HOUSTON – According to a new IHS Chemical global market study, global demand for benzene, an aromatic hydrocarbon and one of the primary chemical building blocks for the petrochemical industry, increased to 43.7 million metric tons in 2013, an increase of 2.8 percent above demand for benzene in 2012.
By comparison, the world gross domestic product (WGDP) for the period increased by 2.5 percent, indicating that demand for benzene, at 1.12 times WDGP, was a welcome showing for the product, which is often considered an economic bell-weather due to its applications across industries, particularly after benzene’s dismal demand growth performance in 2011 and 2012.
During the next five years, says the IHS Chemical 2014 World Analysis - Benzene, global benzene demand is forecast to grow at just under 3 percent a year, reaching 50 million metric tons by 2018.
“While the news for benzene demand was good from a global perspective, demand strength for benzene was not spread evenly across the globe and the high growth regions of Asia carried the other regions to achieve the positive showing,” said Chris McCloskey, director of aromatics at IHS Chemical and one of the principal authors of the report. “In fact, while the world as a whole and the high growth regions of Asia and the Middle East have recovered from the 2008 global financial crisis, other regions are still in the process of making structural changes and have not yet recovered to pre-crisis demand levels,” according to the study from IHS, the leading global source of information and analysis.
Benzene consumers in several regions benefited from the strong recovery in Asia, primarily those in regions that are structurally short on benzene but also have an existing benzene derivative capacity base and an advantaged energy cost position. These regions imported benzene from Asia and exported benzene derivatives.
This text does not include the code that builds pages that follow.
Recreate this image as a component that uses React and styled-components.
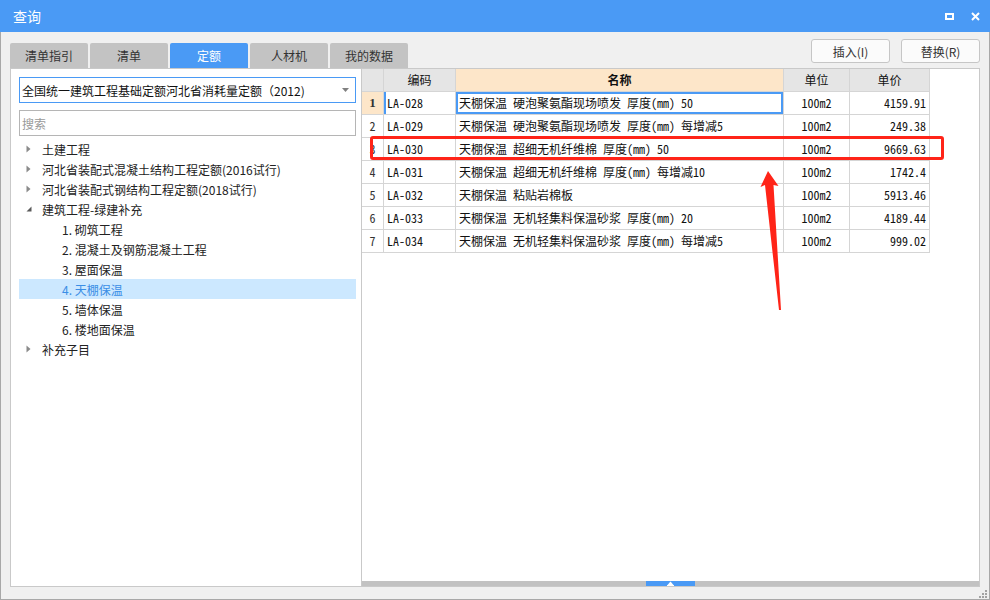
import React from "react";
import styled, { createGlobalStyle } from "styled-components";

const UI_FONT = `"Noto Sans CJK SC", "Noto Sans", sans-serif`;
const CELL_FONT = `"Noto Sans Mono CJK SC", "Liberation Mono", "Noto Sans CJK SC", monospace`;
const BLUE = "#4a9af5";

const GlobalStyle = createGlobalStyle`
  html, body {
    margin: 0;
    padding: 0;
    width: 990px;
    height: 600px;
    overflow: hidden;
    background: #f0f0f0;
  }
  body {
    font-family: ${UI_FONT};
    font-size: 12px;
    color: #222;
  }
  * { box-sizing: border-box; }
`;

const tree = [
  { label: "土建工程", level: 0, caret: "closed" },
  { label: "河北省装配式混凝土结构工程定额(2016试行)", level: 0, caret: "closed" },
  { label: "河北省装配式钢结构工程定额(2018试行)", level: 0, caret: "closed" },
  { label: "建筑工程-绿建补充", level: 0, caret: "open" },
  { label: "1. 砌筑工程", level: 1 },
  { label: "2. 混凝土及钢筋混凝土工程", level: 1 },
  { label: "3. 屋面保温", level: 1 },
  { label: "4. 天棚保温", level: 1, selected: true },
  { label: "5. 墙体保温", level: 1 },
  { label: "6. 楼地面保温", level: 1 },
  { label: "补充子目", level: 0, caret: "closed" },
];

const rows = [
  ["LA-028", "天棚保温 硬泡聚氨酯现场喷发 厚度(mm) 50", "4159.91"],
  ["LA-029", "天棚保温 硬泡聚氨酯现场喷发 厚度(mm) 每增减5", "249.38"],
  ["LA-030", "天棚保温 超细无机纤维棉 厚度(mm) 50", "9669.63"],
  ["LA-031", "天棚保温 超细无机纤维棉 厚度(mm) 每增减10", "1742.4"],
  ["LA-032", "天棚保温 粘贴岩棉板", "5913.46"],
  ["LA-033", "天棚保温 无机轻集料保温砂浆 厚度(mm) 20", "4189.44"],
  ["LA-034", "天棚保温 无机轻集料保温砂浆 厚度(mm) 每增减5", "999.02"],
];

export default function App() {
  return (
    <>
      <GlobalStyle />
      <Window>
        <TitleBar>
          <span>查询</span>
          <TitleIcons>
            <svg width="9" height="7" viewBox="0 0 9 7">
              <rect x="1" y="1" width="7" height="5" fill="none" stroke="#fff" strokeWidth="2" />
            </svg>
            <svg width="9" height="9" viewBox="0 0 9 9">
              <path d="M1 1L8 8M8 1L1 8" stroke="#fff" strokeWidth="2" />
            </svg>
          </TitleIcons>
        </TitleBar>

        <Frame>
          <TopRow>
            <Tabs>
              {["清单指引", "清单", "定额", "人材机", "我的数据"].map((t) => (
                <Tab key={t} $active={t === "定额"}>{t}</Tab>
              ))}
            </Tabs>
            <Actions>
              <ActionButton>插入(I)</ActionButton>
              <ActionButton>替换(R)</ActionButton>
            </Actions>
          </TopRow>

          <Content>
            <LeftPanel>
              <Select>
                <span>全国统一建筑工程基础定额河北省消耗量定额（2012)</span>
                <svg width="7" height="4" viewBox="0 0 7 4">
                  <path d="M0 0H7L3.5 4Z" fill="#808080" />
                </svg>
              </Select>
              <Search placeholder="搜索" />
              <Tree>
                {tree.map((n) => (
                  <TreeRow key={n.label} $level={n.level} $selected={n.selected}>
                    {n.level === 0 && (
                      <Caret>
                        {n.caret === "open" ? (
                          <svg width="6" height="6" viewBox="0 0 6 6">
                            <path d="M5.5 0.5V5.5H0.5Z" fill="#5a5a5a" />
                          </svg>
                        ) : (
                          <svg width="5" height="8" viewBox="0 0 5 8">
                            <path d="M0.5 0.5L4.5 4L0.5 7.5Z" fill="#8a8a8a" />
                          </svg>
                        )}
                      </Caret>
                    )}
                    {n.label}
                  </TreeRow>
                ))}
              </Tree>
            </LeftPanel>

            <RightPanel>
              <TableArea>
                <GridRow $head>
                  <Cell $bg="#e5e5e5" $align="center" />
                  <Cell $bg="#e5e5e5" $align="center" $ui>编码</Cell>
                  <Cell $bg="#fde6c9" $align="center" $ui $bold>名称</Cell>
                  <Cell $bg="#e5e5e5" $align="center" $ui>单位</Cell>
                  <Cell $bg="#e5e5e5" $align="center" $ui>单价</Cell>
                </GridRow>
                {rows.map(([code, name, price], i) => (
                  <GridRow key={code}>
                    <RowNum $current={i === 0}>{i + 1}</RowNum>
                    <Cell $leftMark={i === 0}>{code}</Cell>
                    <Cell $focused={i === 0}>{name}</Cell>
                    <Cell $align="center">100m2</Cell>
                    <Cell $align="flex-end">{price}</Cell>
                  </GridRow>
                ))}
              </TableArea>
              <HScroll>
                <ScrollThumb>
                  <svg width="7" height="5" viewBox="0 0 7 5">
                    <path d="M3.5 0.5L6.5 4H0.5Z" fill="#fff" />
                    <rect x="0" y="4" width="7" height="1" fill="#fff" />
                  </svg>
                </ScrollThumb>
              </HScroll>

              <Highlight />
              <Arrow width="30" height="145" viewBox="0 0 30 145">
                <path d="M10 2L20.5 17L15.5 16L23 141H21L7 16L2.5 18Z" fill="#ff2418" />
              </Arrow>
            </RightPanel>
          </Content>
        </Frame>

        <Grip width="9" height="9" viewBox="0 0 9 9">
          <rect x="7" y="1" width="2" height="2" fill="#a3a3a3" />
          <rect x="4" y="4" width="2" height="2" fill="#a3a3a3" />
          <rect x="7" y="4" width="2" height="2" fill="#a3a3a3" />
          <rect x="1" y="7" width="2" height="2" fill="#a3a3a3" />
          <rect x="4" y="7" width="2" height="2" fill="#a3a3a3" />
          <rect x="7" y="7" width="2" height="2" fill="#a3a3a3" />
        </Grip>
      </Window>
    </>
  );
}

const Window = styled.div`
  position: relative;
  width: 990px;
  height: 600px;
  display: flex;
  flex-direction: column;
  background: #f0f0f0;
`;

const TitleBar = styled.div`
  height: 32px;
  flex: none;
  background: ${BLUE};
  color: #fff;
  font-size: 14px;
  display: flex;
  align-items: center;
  justify-content: space-between;
  padding: 0 10px 0 13px;
`;

const TitleIcons = styled.div`
  display: flex;
  align-items: center;
  gap: 17px;
  svg { display: block; }
`;

const Frame = styled.div`
  flex: 1;
  display: flex;
  flex-direction: column;
  border: 1px solid #a8a8a8;
  border-top: none;
  padding: 7px 9px 12px 9px;
`;

const TopRow = styled.div`
  height: 29px;
  display: flex;
  justify-content: space-between;
  align-items: flex-start;
`;

const Tabs = styled.div`
  display: flex;
  gap: 2px;
  margin-top: 4px;
`;

const Tab = styled.div`
  width: 78px;
  height: 25px;
  display: flex;
  align-items: center;
  justify-content: center;
  border-radius: 2px 2px 0 0;
  background: ${(p) => (p.$active ? BLUE : "#c3c3c3")};
  color: ${(p) => (p.$active ? "#fff" : "#333")};
`;

const Actions = styled.div`
  display: flex;
  gap: 11px;
`;

const ActionButton = styled.button`
  width: 79px;
  height: 24px;
  border: 1px solid #c6c6c6;
  border-radius: 3px;
  background: #fbfbfb;
  color: #333;
  font-family: ${UI_FONT};
  font-size: 12px;
  padding: 0;
`;

const Content = styled.div`
  display: flex;
  height: 519px;
`;

const LeftPanel = styled.div`
  width: 352px;
  flex: none;
  display: flex;
  flex-direction: column;
  background: #fff;
  border: 1px solid #c9c9c9;
  padding: 8px 5px 0 8px;
`;

const Select = styled.div`
  height: 26px;
  border: 1px solid ${BLUE};
  display: flex;
  align-items: center;
  justify-content: space-between;
  padding: 0 6px 0 2px;
  color: #111;
  svg { display: block; }
`;

const Search = styled.input`
  height: 26px;
  margin-top: 7px;
  border: 1px solid #b5b5b5;
  padding: 0 2px;
  font-family: ${UI_FONT};
  font-size: 12px;
  outline: none;
  &::placeholder { color: #9a9a9a; }
`;

const Tree = styled.div`
  margin-top: 3px;
  display: flex;
  flex-direction: column;
`;

const TreeRow = styled.div`
  height: 20px;
  display: flex;
  align-items: center;
  padding-left: ${(p) => (p.$level ? 43 : 7)}px;
  background: ${(p) => (p.$selected ? "#cce8ff" : "transparent")};
  color: ${(p) => (p.$selected ? "#3a8ee6" : "#222")};
  white-space: nowrap;
`;

const Caret = styled.span`
  width: 16px;
  display: flex;
  align-items: center;
  svg { display: block; }
`;

const RightPanel = styled.div`
  position: relative;
  flex: 1;
  display: flex;
  flex-direction: column;
  background: #fff;
  border: 1px solid #c9c9c9;
  border-left: none;
`;

const TableArea = styled.div`
  flex: 1;
`;

const GridRow = styled.div`
  display: grid;
  grid-template-columns: 22px 72px 328px 66px 80px;
  height: 23px;
`;

const Cell = styled.div`
  display: flex;
  align-items: center;
  justify-content: ${(p) => p.$align || "flex-start"};
  padding: 0 3px 1px;
  border-right: 1px solid #d5d5d5;
  border-bottom: 1px solid #d5d5d5;
  background: ${(p) => p.$bg || "#fff"};
  font-family: ${(p) => (p.$ui ? UI_FONT : CELL_FONT)};
  font-weight: ${(p) => (p.$bold ? 700 : 400)};
  font-size: 12px;
  color: #111;
  white-space: nowrap;
  overflow: hidden;
  box-shadow: ${(p) =>
    p.$focused ? `inset 0 0 0 2px ${BLUE}` : p.$leftMark ? `inset 2px 0 0 ${BLUE}` : "none"};
`;

const RowNum = styled(Cell)`
  justify-content: center;
  padding: 0 0 1px;
  background: ${(p) => (p.$current ? "#fde6c9" : "#fff")};
  font-family: ${(p) => (p.$current ? `"Liberation Serif", serif` : CELL_FONT)};
  font-weight: ${(p) => (p.$current ? 700 : 400)};
  font-size: ${(p) => (p.$current ? 13 : 12)}px;
  color: #333;
`;

const HScroll = styled.div`
  height: 5px;
  flex: none;
  background: #c2c2c2;
  display: flex;
  justify-content: center;
`;

const ScrollThumb = styled.div`
  width: 49px;
  background: ${BLUE};
  display: flex;
  align-items: center;
  justify-content: center;
  svg { display: block; }
`;

const Highlight = styled.div`
  position: absolute;
  left: 8px;
  top: 67px;
  width: 574px;
  height: 24px;
  border: 3px solid #ff2418;
  border-radius: 3px;
  pointer-events: none;
`;

const Arrow = styled.svg`
  position: absolute;
  left: 396px;
  top: 100px;
  pointer-events: none;
`;

const Grip = styled.svg`
  position: absolute;
  right: 3px;
  bottom: 2px;
`;
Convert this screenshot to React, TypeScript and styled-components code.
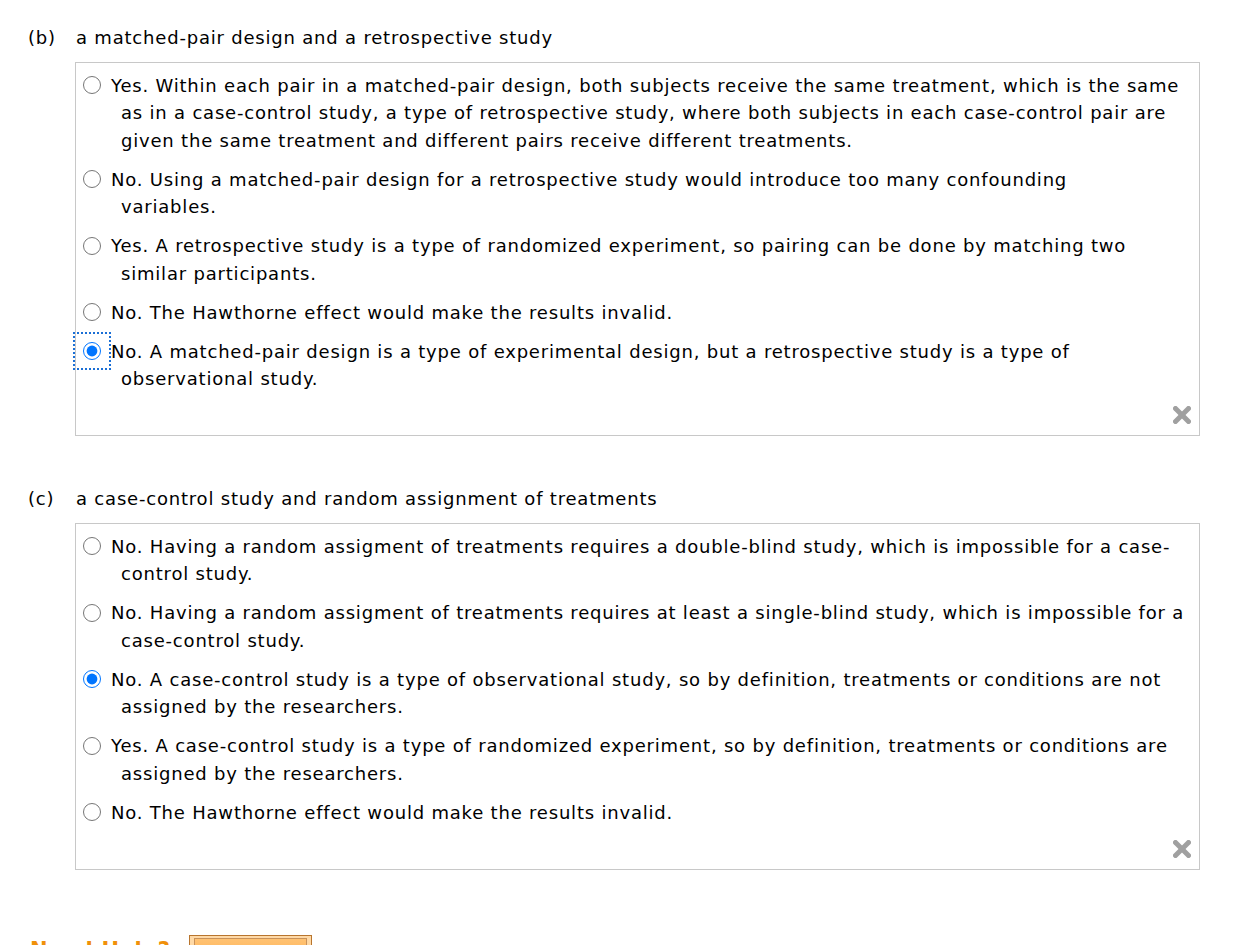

The report was produced by IHS, the leading global source of information and analysis, and covers historical developments and future projections for supply, demand, capacity and trade in the global benzene markets for 2008 to 2023. This analysis complements other related IHS Chemical 2014 World Analyses reports covering styrene, toluene/mixed xylenes, cumene, and phenol/acetone, as well as other benzene derivatives in the polyester and nylon chains.
“Benzene is a an important building block chemical for the petrochemical industry, its derivatives are used broadly in the construction, automotive, apparel, appliance, computer, electronics, durable and non-durable goods, packaging and other industries to make our lives easier, more productive and more comfortable,” said McCloskey. ”As a result, its growth rate is a reflection of the health of the general economy.”
Originally produced as a by-product of coke production for the steel industry, today benzene is mainly produced as a by-product of refinery and steam cracker operations. Since benzene is primarily produced as a by-product in the production of gasoline, ethylene and paraxylene, its supply is driven by demand for these products rather than by demand for benzene. It is used primarily for the production of styrene, cumene, phenol, cyclohexane, nitrobenzene and other industrial chemicals.
In recent years, benzene capacity has been added mainly in Asia and the Middle East. This trend is expected to continue in the coming years as these regions are primarily where naphtha crackers and refineries are being built, although some light-feed crackers are being planned in the U.S. to leverage advantaged ethane and natural gas from increased production of shale oil and shale gas.
The IHS report noted that increased production and consumption of shale oil and shale gas has resulted in ethylene producers shifting their feed stock slates from naphtha to ethane during the past several years. This shift in feed slates has, in turn, driven the decline in the benzene production rate in North America.
Said McCloskey, “As developing countries in Asia continue to make swift progress in increasing living standards for their sizable populations, market development, construction and demand growth for benzene and its numerous derivatives will continue at a strong pace. The more mature markets of North America and West Europe will benefit from Asian growth by using their existing capacity base to process excess benzene from Asia and South America into benzene derivatives, and in the case of North America, leveraging its advantaged energy cost position. The Middle East benefits from Asian growth by being a low-cost provider of raw materials, including naphtha for cracking and reforming, and as an exporter of benzene and derivatives to Atlantic and Pacific Basins.”
According to the report, production of ethylbenzene/styrene, cumene/phenol, cyclohexane and nitrobenzene will continue to consume more than 90 percent of the benzene produced in the coming years, and will have a combined annual growth rate of 3 percent during the study period.